= Margaret Moloney =

Margaret Moloney, Glin's famous last harbour master

Margaret Moloney (9 January 1869 - 12 August 1959) was an Irish journalist, nationalist and harbour master in Glin, County Limerick. She contributed to the Limerick Leader newspaper for many years as “Our Glin Correspondent”. She was hailed as being the first female harbour master in Ireland and was known as the "First Lady of the Estuary".

== Early life ==
Margaret Moloney was born in Glin on 9 January 1869 to John (Seán) Moloney, a carpenter, and Mary (née Fitzmaurice), a shopkeeper. After their father died, she and her brother James (Séamus) lived with their mother. Moloney worked as a seamstress. James was a journalist and also the harbour master in Glin. They were a nationalist family and James had been secretary to the Land League in the area. Moloney was bilingual, speaking both English and Irish.

== Career ==
When her mother died, Moloney took on her role of shopkeeper. Her brother died in November 1918 and she additionally took on his roles as journalist and harbour master. As the shopkeeper in the village of Glin, Moloney had access to all the local news, which she contributed to the Limerick Leader as Our Glin Correspondent.

She also wrote “trenchant nationalistic pieces” particularly in the lead up to the War of Independence. These articles led to threats from the Black and Tans to burn down her house but Moloney continued to publish. She later applied for a military pension for her activities during the revolutionary period but was unsuccessful.

Moloney was paid £8 a year by the Limerick Harbour Board in the 1920s and this had increased to £10, with a £10 allowance for a uniform and waterproof cloak, by the time she retired in 1952. Her uniform had to be specially made as there were none for women at that time. After her retirement, the position was discontinued as Glin ceased to be a commercial port.

=== First female harbour master ===
Moloney has been credited as the first female harbour master in Ireland and "Ireland’s only harbour mistress". When she died in 1959, her obituary claimed that “Ireland loses its only woman harbour master” and she was described as “probably the world’s oldest harbour master, and certainly the world’s only woman to hold such a position”.

Though no official record exists, there is evidence that at least two Irish women had earlier held the title of "harbour mistress". Ellen Fitzell's husband George was harbour master in Saleen Quay, Ballylongford, County Kerry and she took on the role after his death.
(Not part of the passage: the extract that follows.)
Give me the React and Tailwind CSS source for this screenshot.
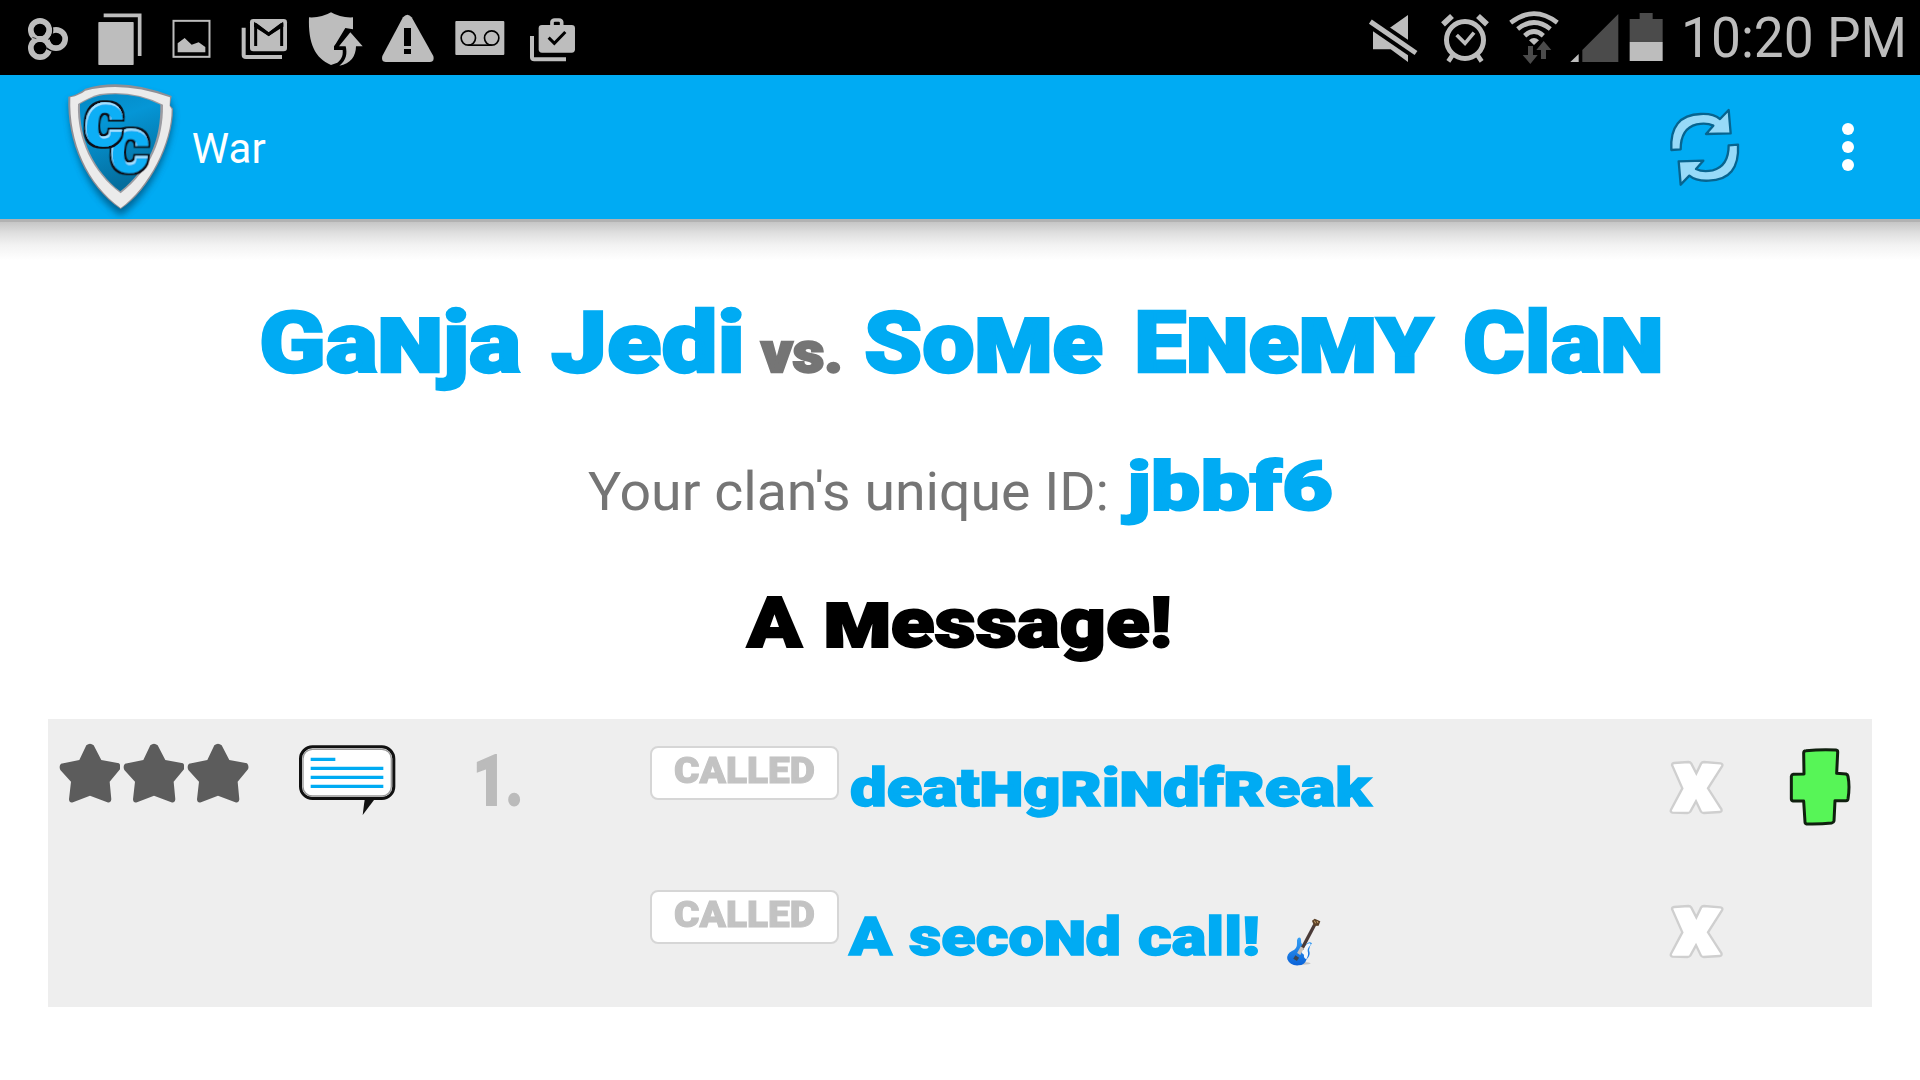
import React, { useLayoutEffect, useRef } from "react";

const SMALL_CAPS = "nmrhy";

// Draws one word stretched to an exact width; the display face has small-cap n, m, r, h and y.
function Fit({ text, width, plain = false, className = "" }) {
  const ref = useRef(null);
  useLayoutEffect(() => {
    const el = ref.current;
    const fit = () => {
      el.style.transform = "none";
      const natural = el.getBoundingClientRect().width;
      el.style.transform = `scaleX(${width / natural})`;
    };
    fit();
    document.fonts.ready.then(fit);
  }, [width]);
  return (
    <span className="block shrink-0 whitespace-nowrap" style={{ width }}>
      <span ref={ref} className={"inline-block origin-left " + className}>
        {plain
          ? text
          : text.split("").map((c, i) =>
              SMALL_CAPS.includes(c) ? (
                <span key={i} className="text-[1.1em] leading-[0] [font-variant-caps:small-caps]">
                  {c}
                </span>
              ) : (
                c
              )
            )}
      </span>
    </span>
  );
}

const DISPLAY = "font-['Roboto',sans-serif] font-black [-webkit-text-stroke:0.028em_currentColor]";

function Icon({ x, w, h = 225, y = 0, className = "", children }) {
  return (
    <svg
      viewBox={`${x} ${y} ${w} ${h}`}
      width={w / 3}
      height={h / 3}
      className={"block shrink-0 " + className}
      fill="#bdbdbd"
    >
      {children}
    </svg>
  );
}

function StatusBar() {
  return (
    <div className="flex h-[75px] w-full justify-between bg-black">
      <div className="flex">
        <Icon x={0} w={250}>
          <g fill="none" stroke="#bdbdbd" strokeWidth="17">
            <circle cx="168" cy="117" r="27.5" />
            <circle cx="120" cy="90" r="38" stroke="#000" strokeWidth="4" />
            <circle cx="120" cy="90" r="27.5" />
            <circle cx="120" cy="144" r="27.5" />
            <path d="M139 145l16 8" stroke="#000" strokeWidth="4" />
            <path d="M97 112l12 4M133 136l18 16" stroke="#000" strokeWidth="2" />
          </g>
        </Icon>
        <Icon x={250} w={225}>
          <rect x="296" y="66" width="106" height="129" rx="2" />
          <path d="M312 46H420V168" fill="none" stroke="#bdbdbd" strokeWidth="11" />
        </Icon>
        <Icon x={475} w={200}>
          <rect x="521.5" y="62.5" width="108" height="108" fill="none" stroke="#bdbdbd" strokeWidth="6" />
          <path d="M534 157V130l21-16 21 20 21-7 20 14v16z" />
        </Icon>
        <Icon x={675} w={225}>
          <rect x="750" y="57" width="111" height="97" rx="10" />
          <path d="M767 138V74l39 29 39-29v64" fill="none" stroke="#000" strokeWidth="9" />
          <path d="M762 70h8l36 27 36-27h8v10l-44 28-44-28z" fill="#000" />
          <path d="M731 83V165Q731 171 738 171H846" fill="none" stroke="#bdbdbd" strokeWidth="12" />
        </Icon>
        <Icon x={0} w={225}>
          <path d="M27 52Q65 54 93 37Q121 54 159 52V88L136 84 102 140V150H128C130 170 122 180 112 188L93 195C45 175 24 130 27 52z" />
          <path d="M150 88L102 139V148H132C135 170 125 188 104 194L118 200C155 188 168 170 168 139H190z" fill="#000" />
          <path d="M151 97L188 139H168C168 168 152 192 118 197C140 180 142 160 137 139H117z" />
        </Icon>
        <Icon x={225} w={200}>
          <path d="M309 52Q322 37 335 52L400 168Q405 185 390 186H257Q242 185 247 168z" />
          <rect x="312" y="84" width="21" height="54" fill="#000" />
          <rect x="312" y="147" width="21" height="15" fill="#000" />
        </Icon>
        <Icon x={425} w={225}>
          <rect x="465" y="63" width="147" height="102" rx="3" />
          <g fill="none" stroke="#000" strokeWidth="5">
            <circle cx="504" cy="114" r="21.5" />
            <circle cx="574" cy="114" r="21.5" />
            <path d="M504 135.5H574" />
          </g>
        </Icon>
        <Icon x={650} w={200}>
          <path d="M755 80V66Q756 60 763 60H776Q783 60 784 66V80" fill="none" stroke="#bdbdbd" strokeWidth="11" />
          <rect x="715" y="75" width="109" height="83" rx="10" />
          <path d="M745 113l17 17 33-34" fill="none" stroke="#000" strokeWidth="9" />
          <path d="M695 108V172Q695 178 702 178H797" fill="none" stroke="#bdbdbd" strokeWidth="12" />
        </Icon>
      </div>
      <div className="flex">
        <Icon x={0} w={210}>
          <path d="M144 45V186L92 148H39V92L70 92 92 82z" />
          <path d="M31 65L168 159" stroke="#000" strokeWidth="38" />
          <path d="M60 50l30 32-12-50z" fill="#000" />
          <path d="M31 65L168 159" stroke="#bdbdbd" strokeWidth="15" />
        </Icon>
        <Icon x={210} w={210}>
          <circle cx="315" cy="120" r="55.5" fill="none" stroke="#bdbdbd" strokeWidth="15" />
          <path d="M290 105l25 25 27-32" fill="none" stroke="#bdbdbd" strokeWidth="11" />
          <path d="M278 165l-13 19M352 165l13 19" stroke="#bdbdbd" strokeWidth="14" />
          <path d="M249 73l27-25M381 73l-27-25" stroke="#bdbdbd" strokeWidth="17" strokeLinecap="butt" />
        </Icon>
        <Icon x={420} w={200}>
          <g fill="none" stroke="#bdbdbd" strokeWidth="14">
            <path d="M452 68Q522 14 592 68" />
            <path d="M473 87Q522 48 571 87" />
            <path d="M494 107Q522 82 550 107" />
          </g>
          <path d="M507 121Q522 107 537 121L522 135z" />
          <path d="M504 138h15v27h14l-22 27-23-27h16zM543 177v-27h-14l22-27 23 27h-16v27z" fill="#4b4b4b" />
        </Icon>
        <Icon x={620} w={170}>
          <path d="M630 186L655 162V186z" />
          <path d="M666 186V150L774 42V186z" fill="#4b4b4b" />
        </Icon>
        <Icon x={790} w={170}>
          <path d="M810 126V57H840V39H879V57H909V126z" fill="#4b4b4b" />
          <rect x="810" y="126" width="99" height="57" />
        </Icon>
        <div className="h-[75px] w-[240px] pl-[1px] font-['Roboto',sans-serif] text-[55px] leading-[77px] text-[#bdbdbd]">
          <Fit plain text="10:20 PM" width={226} />
        </div>
      </div>
    </div>
  );
}

function Logo() {
  return (
    <svg viewBox="150 227 410 432" width="136.667" height="144" className="ml-[50px] block shrink-0">
      <defs>
        <linearGradient id="shieldFill" x1="0" y1="0" x2="0.3" y2="1">
          <stop offset="0" stopColor="#0488c4" />
          <stop offset="0.35" stopColor="#0596d6" />
          <stop offset="1" stopColor="#046d9d" />
        </linearGradient>
        <filter id="soft" x="-20%" y="-20%" width="140%" height="140%">
          <feGaussianBlur stdDeviation="11" />
        </filter>
        <filter id="outline" x="-20%" y="-20%" width="140%" height="140%">
          <feMorphology in="SourceAlpha" operator="dilate" radius="5" result="fat" />
          <feFlood floodColor="#0b1114" />
          <feComposite in2="fat" operator="in" result="edge" />
          <feOffset in="SourceAlpha" dx="4" dy="5" result="inner" />
          <feComposite in="SourceAlpha" in2="inner" operator="out" result="rim" />
          <feFlood floodColor="#a5e2ff" />
          <feComposite in2="rim" operator="in" result="shine" />
          <feMerge>
            <feMergeNode in="edge" />
            <feMergeNode in="SourceGraphic" />
            <feMergeNode in="shine" />
          </feMerge>
        </filter>
      </defs>
      <path
        d="M208 305Q240 300 258 280Q370 260 508 300L519 340C520 445 450 590 362 648C260 580 206 440 208 305z"
        fill="#034f78"
        opacity="0.75"
        filter="url(#soft)"
      />
      <path
        d="M205 292Q235 285 256 268Q370 233 515 290L510 318L519 328C520 430 450 572 362 629C260 560 200 430 205 292z"
        fill="#8f8f95"
      />
      <path
        d="M211 294Q240 287 256 274Q370 244 510 294L509 320L515 329C516 430 447 565 362 626C263 555 206 430 211 294z"
        fill="#ebebeb"
      />
      <path d="M234 314Q270 292 300 284Q400 270 489 316C490 420 455 505 362 582C278 520 230 420 234 314z" fill="#9b9ba1" />
      <path d="M240 314Q280 290 310 287Q400 276 481 316C483 420 448 505 361 576C282 515 237 420 240 314z" fill="url(#shieldFill)" />
      <g
        fontFamily="Roboto"
        fontWeight="900"
        fontSize="174"
        stroke="#10aff6"
        strokeWidth="8"
        strokeLinejoin="miter"
        fill="#10aff6"
      >
        <text transform="translate(330 516) skewX(-3) scale(0.97 1)" filter="url(#outline)">
          C
        </text>
        <text transform="translate(252 437) skewX(-3) scale(0.98 1)" filter="url(#outline)">
          C
        </text>
      </g>
    </svg>
  );
}

const ARROW =
  "M64 165Q58 60 152 57Q190 55 210 72L236 45L242 115L168 117L190 92Q170 82 140 88Q92 100 92 163z";

function AppBar() {
  return (
    <div className="flex h-[144px] w-full items-center bg-[#00abf3]">
      <Logo />
      <div className="ml-[5px] flex-1 pt-[4px] font-['Roboto',sans-serif] text-[42px] leading-[50px] tracking-[0.2px] text-white">
        War
      </div>
      <svg viewBox="0 0 330 330" width="110" height="110" className="mt-[6px] mr-[82px] block shrink-0">
        <g fill="#97daf8" stroke="#07648f" strokeWidth="7" strokeLinejoin="round">
          <path d={ARROW} />
          <path d={ARROW} transform="rotate(180 164 157)" />
        </g>
      </svg>
      <div className="mr-[66px] flex flex-col gap-[6px] pb-[1px]">
        <span className="size-[12px] rounded-full bg-white" />
        <span className="size-[12px] rounded-full bg-white" />
        <span className="size-[12px] rounded-full bg-white" />
      </div>
    </div>
  );
}

function Star() {
  return (
    <svg viewBox="55 99 185 181" width="61.667" height="60.333" className="block">
      <path
        d="M137 106Q148 96 159 106L182 150L235 160Q242 168 238 178L207 215L212 268Q210 280 200 277L148 257L97 277Q86 280 85 268L91 215L59 180Q54 168 61 161L116 150z"
        fill="#5c5c5c"
      />
    </svg>
  );
}

function Bubble() {
  return (
    <svg viewBox="774 100 295 220" width="98.333" height="73.333" className="block">
      <path d="M975 262L968 316L1006 266z" fill="#111" />
      <rect x="781.5" y="111.5" width="280" height="155" rx="36" fill="#fff" stroke="#111" strokeWidth="9" />
      <rect x="789" y="119" width="265" height="140" rx="28" fill="none" stroke="#999" strokeWidth="4" />
      <path d="M812 149H886M812 176H1030M812 203H1030M812 230H1030" stroke="#00abf3" strokeWidth="10" />
    </svg>
  );
}

function CalledBadge() {
  return (
    <div className="flex h-[54px] w-[189px] shrink-0 rounded-[8px] border-2 border-[#d6d6d6] bg-white pl-[22px]">
      <div className={`${DISPLAY} text-[36px] leading-[47px] text-[#c3c3c3]`}>
        <Fit text="CALLED" width={141} />
      </div>
    </div>
  );
}

function CloseMark() {
  return (
    <svg viewBox="88 150 168 168" width="56" height="56" className="block">
      <path
        d="M97 165Q97 160 103 159L146 156Q152 156 155 161L170 190L184 161Q187 156 193 156L243 160Q251 162 247 169L205 235L245 297Q248 304 241 306L192 309Q187 309 184 305L169 274L152 305Q149 309 143 309L98 308Q91 306 94 299L128 235z"
        fill="#fff"
        stroke="#cfcfcf"
        strokeWidth="7"
      />
    </svg>
  );
}

function Plus() {
  return (
    <svg viewBox="442 112 192 240" width="64" height="80" className="block">
      <path
        d="M489 130Q489 123 496 123Q540 119 586 121Q592 122 591 129L588 191L616 193Q621 195 622 200Q628 230 622 268Q621 273 616 273L583 273L580 334Q579 339 573 340Q540 344 498 343Q493 342 493 337L489 274L457 274Q452 273 452 268V200Q453 195 458 194L490 193z"
        fill="#57f557"
        stroke="#10200f"
        strokeWidth="9"
        strokeLinejoin="round"
      />
    </svg>
  );
}

function Guitar() {
  return (
    <svg viewBox="45 35 115 150" width="38.333" height="50" className="block">
      <defs>
        <linearGradient id="body" x1="0" y1="0" x2="0" y2="1">
          <stop offset="0" stopColor="#35a0f5" />
          <stop offset="1" stopColor="#0a62d8" />
        </linearGradient>
      </defs>
      <ellipse cx="100" cy="174" rx="22" ry="4" fill="#c4c4c4" />
      <path
        d="M84 98Q92 94 93 103Q92 114 98 118Q108 122 113 113Q120 108 126 114Q118 122 117 134Q123 150 110 162Q104 180 86 180Q60 182 52 162Q49 145 66 137Q82 130 81 115Q79 103 84 98z"
        fill="url(#body)"
      />
      <path d="M94 130L112 116Q122 110 122 118Q112 128 113 137Q117 148 109 162Q100 158 102 148Q92 142 94 130z" fill="#f4f8fc" />
      <path d="M95 132L134 58" stroke="#4a3b38" strokeWidth="10" />
      <path d="M86 146L97 126" stroke="#c9c1ba" strokeWidth="11" />
      <path d="M73 155L84 162" stroke="#3b4552" strokeWidth="12" />
      <path d="M126 46L134 40L151 48L146 61L132 62z" fill="#5a4028" />
      <path d="M133 46l4 8M141 47l3 6" stroke="#c9a46a" strokeWidth="3" />
    </svg>
  );
}

export default function App() {
  return (
    <div className="h-[1080px] w-[1920px] overflow-hidden bg-white">
      <StatusBar />
      <AppBar />
      <div className="h-[3px] bg-[#b2b2b2]" />
      <div className="h-[38px] bg-[linear-gradient(to_bottom,#c6c6c6,#e0e0e0_30%,#f3f3f3_62%,#ffffff)]" />

      <div className={`${DISPLAY} mt-[39px] flex h-[88px] items-baseline pl-[259px] text-[86px] leading-[88px] text-[#00abf3]`}>
        <Fit text="Ganja" width={262} />
        <div className="w-[30px]" />
        <Fit text="Jedi" width={194} />
        <div className="w-[16px]" />
        <div className="text-[58px] text-[#757575]">
          <Fit text="vs." width={82} />
        </div>
        <div className="w-[21px]" />
        <Fit text="Some" width={239} />
        <div className="w-[31px]" />
        <Fit text="Enemy" width={299} />
        <div className="w-[30px]" />
        <Fit text="Clan" width={200} />
      </div>

      <div className="mt-[65px] flex h-[70px] items-baseline pl-[588px] leading-[70px]">
        <div className="font-['Roboto',sans-serif] text-[54px] text-[#757575]">
          <Fit plain text={"Your clan's unique ID:"} width={521} />
        </div>
        <div className="w-[18px]" />
        <div className={`${DISPLAY} text-[69px] text-[#00abf3]`}>
          <Fit text="jbbf6" width={206} />
        </div>
      </div>

      <div className={`${DISPLAY} mt-[65px] flex h-[72px] items-baseline gap-[22px] pl-[747px] text-[71px] leading-[72px] text-black`}>
        <Fit text="A" width={55} />
        <Fit text="message!" width={348} />
      </div>

      <div className="mx-[48px] mt-[60px] h-[288px] bg-[#eeeeee]">
        <div className="flex h-[144px] items-start">
          <div className="ml-[10.5px] mt-[24px] flex gap-[2.6px]">
            <Star />
            <Star />
            <Star />
          </div>
          <div className="ml-[49.3px] mt-[24px]">
            <Bubble />
          </div>
          <div className={`${DISPLAY} ml-[77px] mt-[27px] text-[70px] leading-[70px] text-[#bbbbbb]`}>
            <Fit text="1." width={50} />
          </div>
          <div className="ml-[127px] mt-[27px]">
            <CalledBadge />
          </div>
          <div className={`${DISPLAY} ml-[11px] mt-[42px] text-[54px] leading-[54px] text-[#00abf3]`}>
            <Fit text="deathgrindfreak" width={521} />
          </div>
          <div className="ml-auto mr-[63px] mt-[41px]">
            <CloseMark />
          </div>
          <div className="mr-[20.5px] mt-[28px]">
            <Plus />
          </div>
        </div>
        <div className="flex h-[144px] items-start pl-[602px]">
          <div className="mt-[27px]">
            <CalledBadge />
          </div>
          <div className={`${DISPLAY} ml-[10px] mt-[47px] flex gap-[17px] text-[54px] leading-[54px] text-[#00abf3]`}>
            <Fit text="A" width={43} />
            <Fit text="second" width={212} />
            <Fit text="call!" width={122} />
          </div>
          <div className="ml-[25px] mt-[54px]">
            <Guitar />
          </div>
          <div className="ml-auto mr-[147px] mt-[41px]">
            <CloseMark />
          </div>
        </div>
      </div>
    </div>
  );
}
She was harbour mistress from 1911 until her own death in 1918. Mary Corrigan in Antrim was harbour mistress of the Lower Bann Waterway from at least 1901 (when it was recorded in the census) until her death in 1907, when her sister Elizabeth took on the role.

Two later women have been similarly credited. Kathleen Curran was harbour master and port secretary of the Port of Galway on a temporary basis from 1951 to 1953, so at the time of Moloney's death there was another female harbour master in Ireland. More recently, Capt Catríona Dowling was hailed as the “first female harbour master in the history of the island of Ireland and one of only two in the United Kingdom” after her appointment as Harbour Master of Warrenpoint Harbour, Northern Ireland's second commercial port, in 2016.

== Later life and death ==
Moloney retired in 1952 after an illness. She died aged 90 on 12 August 1959 in St Ita's Home, Newcastle West. Despite her many roles and achievements, her death certificate records her as 'daughter of labourer'.

In 2000, a sculpture commemorating Moloney was erected on the Main Street in Glin as part of the Millennium celebrations. It was designed by local artist Pat O’Loughlin.